We had to deal with this kind of situation. There were friendly relations with the various Arab forces in Lebanon. However, there were hardly any joint actions in reality. The Israelis sensed and exploited that. They also realized, though, that with the Syrian Army they had an adversary knowing what to fight for. As a result of the war, elements of Israeli superiority could be mitigated. Where fights occurred, the enemies were not able to gain strategic victories. Beirut was the only place where fighting occurred.

Our brothers, H. al-Assad said, had conducted the political struggle in Beirut alone. At best, we provided support in order to establish political contacts. First, we made it unequivocally clear that we will not allow to bring fighters from Beirut to Syria. We were interested in supporting unity and to make it clear to the United States that the Palestinians have no place where they can go to. [Philip] Habib had repeatedly asked for Syria to admit Palestinians [to Syria]. There even was a personal, hand-written letter from Reagan, where he asked for Syria to make its contribution towards security in Lebanon by admitting the Palestinians. I did reject this request.

With those actions, H. al-Assad continued, it became evident that the United States as well as Israel were acknowledging that Syria had carried the main burden in this fight. First they were eager to destroy the Syrian Army. When this did not succeed, they attempted to induce the Syrian Army by most varied means to withdraw from Beirut. Among else, there was an Israeli leaflet where the Supreme Commander of the Israeli forces addressed the Supreme Commander of the Syrian forces and even praised the fighting of the Syrians and their courage. In this leaflet the Syrian forces were urged to leave Lebanon. This as well was rejected by Syria.

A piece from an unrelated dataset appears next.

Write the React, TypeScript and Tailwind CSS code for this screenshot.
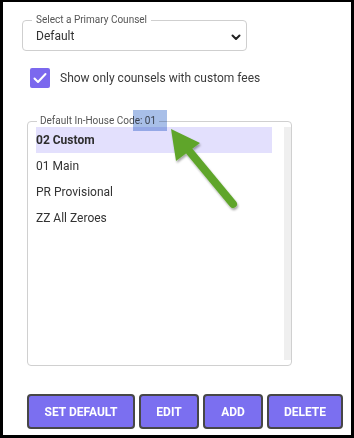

The then Lebanese President [Elias Sarkis] had also addressed Syria with a message. Out of concern for Beirut and to prevent further destruction, he asked to deploy the Syrian forces at a different location. We knew that this message had occurred after instruction from Habib. We replied to this message that we are cognizant that the Lebanese President has certain authority over the Syrian forces in Lebanon, but not in this form. If Israel is encircling Beirut, we have to jointly counter this action and prevent it. Only after such we would follow the order by the Lebanese President. In the end we remained in Beirut.

After the ‘agreement’ with the United States, the Lebanese President again turned towards Syria. At that point we agreed to a relocation of the Syrian forces.

We had been uninformed about the negotiations between the Palestinians in Beirut until after they were concluded, H. al-Assad stated. There was no coordination between them and us on this issue. We knew about the things unofficially, for instance we got informed by certain organizations friendly with us.

In order to make a contribution towards a resolution of the conflict, I traveled to Saudi-Arabia. My objective was to explore a joint position for the Arab cause. I had drafted some proposals without harboring major hopes that I will return with results. At the beginning of the negotiations, Saudi-Arabia submitted the points to us that had led to negotiations between Palestinians and Israelis. A day later I was informed in Saudi-Arabia that an agreement had been reached on these points. We returned from Saudi-Arabia without any respective results. Still at this point, we had made it clear that even though Damascus is the seat of the PLO [Palestine Liberation Organization], the Palestinian fighters are supposed to remain in Beirut.

After returning to Damascus, we received a letter from Arafat where he asked us to admit 2,600 Palestinian fighters. In a parallel move, a request reached us from progressive Palestinian organizations asking us for the same thing. As a result, after thorough deliberations we accepted this request since a new situation had emerged.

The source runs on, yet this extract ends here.